Новое направление в красноречии выступало под знаменем «аттикизма», как противоположности «азианизму». В то время как Цицерон требовал от оратора уменья владеть различными стилями и приспособляться к аудитории и к условиям момента, римские аттикисты признавали только простой безыскусственный стиль, точное выражение мыслей как словесное воплощение моральной личности оратора. Искусственному позированию Цицерона они противопоставляли другую позу, позу строгой деловитости и беспощадной прямоты. Красноречие Цицерона представлялось с этой точки зрения «азианским», напыщенным и ходульным, расплывчатым в силу частых повторений одной и той же мысли, «изнеженным» в использовании таких чувственных эффектов, как ораторский ритм. Цицерон в свою очередь находил аттикистически и стиль «сухим и бескровным». Лозунгом римских аттикистов было сжатое и концентрированное красноречие, избегающее пышного орнамента и ритмического построения фразы, и они видели свой стилистический образец в произведениях Лисия и Фукидида, представителей ранней аттической прозы доисократовского периода. К аттикистическому направлению принадлежали многие молодые деятели сенатской партии, в том числе и Марк Брут, будущий убийца Цезаря.
Аттикистическое красноречие не имело успеха на римском форуме и вскоре было забыто; непосредственных памятников его не сохранилось, но стилистические установки, близкие к аттикизму, мы находим в исторических трудах Цезаря и Саллюстия.

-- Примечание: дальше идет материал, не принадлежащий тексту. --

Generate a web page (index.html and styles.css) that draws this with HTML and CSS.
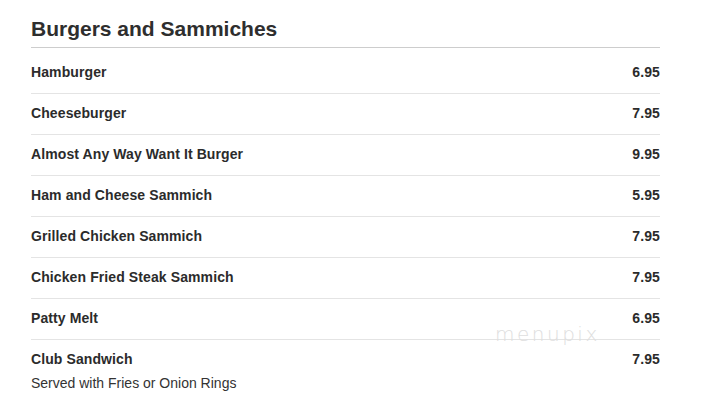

Разносторонне одаренный, Гай Юлий Цезарь (100 — 44) был блестящим стилистом и, несмотря на напряженную государственную и военную деятельность, даже во время походов находил досуг для литературной работы. Красноречие его высоко оценивалось и современниками и позднейшей римской критикой. Риторическое образование Цезарь получил сперва в Риме, а затем на Родосе у того же Аполлония Молона, у которого занимался и Цицерон, но помимо этого он был знаком с молодой еще дисциплиной — римской грамматикой и нередко любил щеголять филологическими познаниями. Изъяснению своих стилистических принципов он посвятил специальный несохранившийся трактат «К Марку Туллию Цицерону об аналогии», написанный во время галльской войны, по ознакомлении, вероятно, с трактатом Цицерона «Об ораторе». В грамматическом споре между аналогистами — сторонниками грамматического единообразия («аналогии») в языке, и аномалистами, санкционировавшими обиходную речь со всеми ее колебаниями и противоречиями («аномалиями»), Цезарь принял сторону аналогистов; он не допускал, однако, произвольных новообразований во имя «аналогии» и предлагал придерживаться того единообразия, которое уже достигнуто в обиходной речи. Редкие и необычные слова, архаизмы и неологизмы, грамматические формы, отклоняющиеся от единообразного типа, — все это должно быть устранено из языка. «Отбор слов — начало всякого красноречия». Цезарь выступает таким образом в защиту простого, но «чистого» языка, заходя гораздо дальше в своих пуристических требованиях, чем Цицерон. Древние называли такой стиль «изящным» и находили, что Цезарь достиг «удивительного изящества речи, к которому он особенно стремился» (Квинтилиан).